Leviticus 18.22 has always been the great stumbling block for Christians.  . . . . the Hebrew reads ‘[y]ou shall not lie with a male on the bedding of a wife; it is a despised thing’. Quite right too, shagging your boyfriend on your wife’s bed would be bad form!

The only source of anti-homosexual rhetoric in the New Testament is the writings of Paul, specifically the first letter to the Corinthians and, more extensively, Romans I.

The Gospels are, crucially, silent on the matter.

The Greek text of Corinthians says that ‘the corrupt, and men who lie with men’ will not inherit the Kingdom of God.  But a version in Aramaic, a language commonly spoken among Jews and Gentiles in the Middle East, reads ‘the corrupted, and those who rape men’, a significant reversion. Most likely, Paul was condemning coercive same-sex acts not homosexuality.

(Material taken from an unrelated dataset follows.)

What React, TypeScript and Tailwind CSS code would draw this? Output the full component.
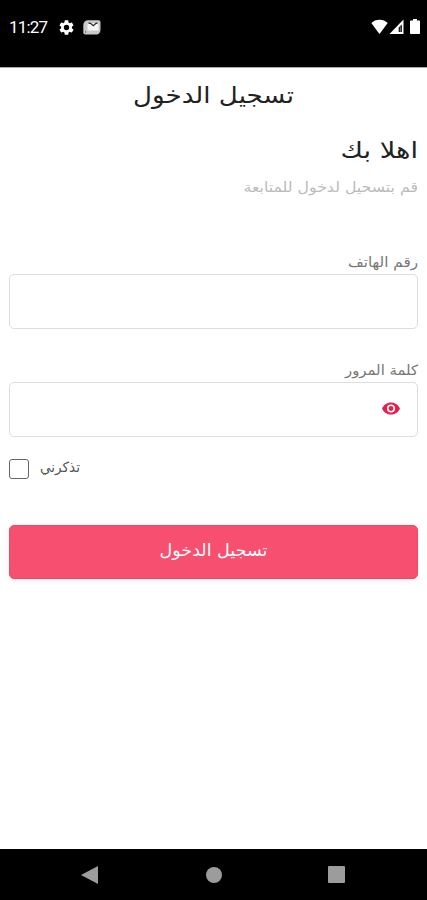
import type { ReactNode } from 'react';

function StatusBar() {
    return (
        <div
            dir="ltr"
            className="flex h-[67px] items-start justify-between bg-black pt-[18px] pr-[7px] pl-[9px] text-white"
        >
            <div className="flex items-center">
                <span className="w-[39px] font-['Roboto',sans-serif] text-[17px] leading-[19px] tracking-[-0.8px] whitespace-nowrap">
                    11:27
                </span>
                {/* Settings */}
                <svg viewBox="2 2 20 20" className="ml-[11px] size-[15px]" fill="currentColor">
                    <path d="M19.14 12.94c.04-.3.06-.61.06-.94s-.02-.64-.07-.94l2.03-1.58a.5.5 0 0 0 .12-.61l-1.92-3.32a.49.49 0 0 0-.59-.22l-2.39.96a7 7 0 0 0-1.62-.94l-.36-2.54a.48.48 0 0 0-.48-.41h-3.84a.47.47 0 0 0-.47.41l-.36 2.54c-.59.24-1.13.57-1.62.94l-2.39-.96a.48.48 0 0 0-.59.22L2.74 8.87a.48.48 0 0 0 .12.61l2.03 1.58c-.05.3-.09.63-.09.94s.02.64.07.94l-2.03 1.58a.5.5 0 0 0-.12.61l1.92 3.32c.12.22.37.29.59.22l2.39-.96c.5.38 1.03.7 1.62.94l.36 2.54c.05.24.24.41.48.41h3.84c.24 0 .44-.17.47-.41l.36-2.54c.59-.24 1.13-.56 1.62-.94l2.39.96c.22.08.47 0 .59-.22l1.92-3.32a.47.47 0 0 0-.12-.61zM12 15.6a3.6 3.6 0 1 1 0-7.2 3.6 3.6 0 0 1 0 7.2z" />
                </svg>
                {/* Stacked mail notification */}
                <svg viewBox="0 0 18 15" className="ml-[9px] h-[15px] w-[18px]" fill="none">
                    <path
                        d="M4.500.3h11c1.200 0 2 .8 2 2v7.500c0 2.500-1.700 4.700-3.500 4.700H2.300C1 14.500.3 13.800.3 12.500V5C.3 2.500 2 .3 4.500.3z"
                        fill="#c9c9c9"
                    />
                    <path d="M4.500 3.200h11v7.300h-11z" fill="#f5f5f5" />
                    <path d="M5.500 3.200l2 .2 2.800 2.300 2.700-2.300 1.500-.2" stroke="#222" strokeWidth="1.200" />
                    <path d="M2.500 11.500v1" stroke="#222" strokeWidth="1" />
                </svg>
            </div>
            <div className="flex items-center pt-[1px]">
                <svg viewBox="0 0 17 15" className="h-[15px] w-[17px]" fill="currentColor">
                    <path d="M8.500 15L.3 4.100C2.400 1.900 5.200.7 8.500.7s6.100 1.200 8.200 3.400z" />
                </svg>
                <svg viewBox="0 0 15 15" className="ml-[1px] h-[15px] w-[15px]">
                    <path d="M14.500.5V15H.5z" fill="#fff" />
                    <path d="M12.800 5.500v7.500H9.700V8.600z" fill="#000" />
                    <path d="M11.300 7.500v5.500" stroke="#bbb" strokeWidth="0.700" />
                </svg>
                <svg viewBox="0 0 10 15" className="ml-[6px] h-[15px] w-[10px]" fill="currentColor">
                    <path d="M3 0h4v1.500h2c.6 0 1 .4 1 1V14c0 .6-.4 1-1 1H1c-.6 0-1-.4-1-1V2.500c0-.6.4-1 1-1h2z" />
                </svg>
            </div>
        </div>
    );
}

function Field({ label, children }: { label: ReactNode; children?: ReactNode }) {
    return (
        <label className="block">
            <span className="block h-[24px] text-[14px] leading-[24px] text-[#777]">{label}</span>
            <span className="flex h-[55px] items-center rounded-[5px] border border-[#dcdde0] bg-white px-[17px] pb-[2px]">
                {children}
            </span>
        </label>
    );
}

function NavigationBar() {
    return (
        <div dir="ltr" className="flex h-[51px] items-center bg-black pl-[81px] text-[#9c9c9c]">
            <svg viewBox="0 0 17 18" className="h-[18px] w-[17px]" fill="currentColor">
                <path d="M17 0v18L0 9z" />
            </svg>
            <div className="ml-[108px] size-[16px] rounded-full bg-[#9c9c9c]" />
            <div className="ml-[106px] size-[17px] rounded-[1px] bg-[#9c9c9c]" />
        </div>
    );
}

export default function App() {
    return (
        <div
            dir="rtl"
            className="flex h-[900px] w-[427px] flex-col overflow-hidden bg-white font-['DejaVu_Sans',sans-serif]"
        >
            <StatusBar />
            <main className="flex-1 border-t border-[#aaa] px-[9px]">
                <h1 className="h-[54px] scale-x-[1.135] text-center text-[23px] leading-[54px] text-[#222]">
                    تسجيل الدخول
                </h1>
                <h2 className="mt-[10px] h-[36px] origin-right scale-x-[1.185] text-[23px] leading-[36px] text-[#222]">
                    اهلا بك
                </h2>
                <p className="mt-[6px] h-[26px] origin-right scale-x-[1.125] text-[14px] leading-[26px] text-[#bbb]">
                    قم بتسحيل لدخول للمتابعة
                </p>

                <div className="mt-[50px]">
                    <Field label={<span className="block origin-right scale-x-[1.085]">رقم الهاتف</span>} />
                </div>
                <div className="mt-[29px]">
                    <Field label={<span className="block origin-right scale-x-[1.06]">كلمة المرور</span>}>
                        <svg viewBox="1 4 22 16" className="h-[13px] w-[18px]" fill="#e91e50">
                            <path d="M12 4.500C7 4.500 2.730 7.610 1 12c1.730 4.390 6 7.500 11 7.500s9.270-3.110 11-7.500c-1.730-4.390-6-7.500-11-7.500zM12 17a5 5 0 1 1 0-10 5 5 0 0 1 0 10zm0-8a3 3 0 1 0 0 6 3 3 0 0 0 0-6z" />
                        </svg>
                    </Field>
                </div>

                <div dir="ltr" className="mt-[21px] flex h-[22px] items-center">
                    <span className="size-[20px] rounded-[3px] border border-[#666]" />
                    <span className="ml-[11px] origin-left scale-x-[0.97] pb-[4px] text-[14px] leading-[18px] text-[#555]">
                        تذكرني
                    </span>
                </div>

                <button className="mt-[45px] block h-[54px] w-full rounded-[5px] border border-[#ef4868] bg-[#f74f6f] pb-[3px] text-[17px] text-white shadow-[0_2px_6px_rgba(0,0,0,0.06)]">
                    <span className="block scale-x-[1.03]">تسجيل الدخول</span>
                </button>
            </main>
            <NavigationBar />
        </div>
    );
}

Put simply, modern Christian homophobia is based on manipulations of the original Bible

But what about positive Biblical accounts of same-sex relations, like the love between David and Jonathan? And is Christ entirely silent on the issue?  What about his healing of the Centurion’s beloved servant? Or his opinion in Matthew that men ‘who were born that way’ shouldn’t marry?
Well these too were subject to textual revision in Greek and Latin translations to play down their significance or render them ‘Platonic’.

The Gospels’ silence cannot be construed as ‘being gay is a sin’. It doesn’t mean Jesus hates gays. As the Canterbury glass shows, it was anxiety over the old religions and their comfortable relationship with sex and sexuality that prompted the early church fathers.

So they turned to drafting Imperial edicts which, by the end of the fourth century, had effectively criminalized same-sex relationships, including same-sex marriage, to one of the worst crimes in history.  Stamp out same-sex love and you’ll stamp out rival cults.

For centuries this dogma has triumphed over truth, the alterations to the original Biblical texts became the word of God, and that forgery is still being used to persecute LGBTI people from Moscow to Mombasa.

Candidly, when I hear some "godly Christian" spouting off on the Bible's inerrancy, I at times find it difficult to refrain from asking them why the haven't had "I'm an idiot" tattooed on their foreheads.  Only an idiot should still believe that the Bible is the "inspired word of God."  It is a corrupt work of fallible men who had as the main objective wrenching power, control and money from rival cults.

1 comment:

EdA said...

"I at times find it difficult to refrain from asking them why the haven't had "I'm an idiot" tattooed on their foreheads. "


“You shall not make any cuttings in your flesh for the dead, nor tattoo any marks on you: I am the Lord,” Leviticus 19:28.

Which, like not committing the abomination of eating bacon cheeseburgers, is yet another sin blatantly ignored by fundamentalists, especially those living in the former slave states of the Confederacy.